DH : En 2010, l’enjeu pour le Burundi et pour la région ce sera d’avoir un candidat porteur d’un projet clair, qui soit en mesure de favoriser la cohabitation pacifique entre les Etats alliés et ennemis de la région et qui apporte en termes encore plus clairs une place visible à la RDC dans toutes les dynamiques régionales, dont ce grand pays s’est trouvé volontairement exclu ou mal pris en compte, suite aux rivalités géopolitiques organisées à cet effet.

Propos recueillis par Dominique Flaux

Ecrivain et spécialiste en études diplomatiques et stratégiques, formé à Paris, M. Hakizimana est depuis 1996 Président fondateur de l’organisation CIRID (Centre indépendant de recherches et d’initiatives pour le dialogue), institution bénéficiaire d’un statut consultatif spécial auprès des Nations Unies.

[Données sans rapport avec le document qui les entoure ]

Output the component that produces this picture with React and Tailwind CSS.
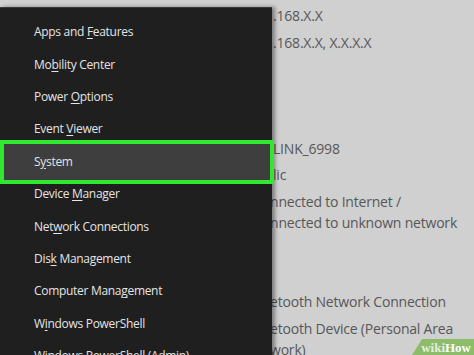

(*) Nicolas Sarkozy : « Il faudra bien qu’à un moment ou un autre il y ait un dialogue qui ne soit pas simplement un dialogue conjoncturel, mais un dialogue structurel : comment, dans cette région du monde, on partage l’espace, on partage les richesses et on accepte de comprendre que la géographie a ses lois. »

 

(Les Afriques 14/10/2009)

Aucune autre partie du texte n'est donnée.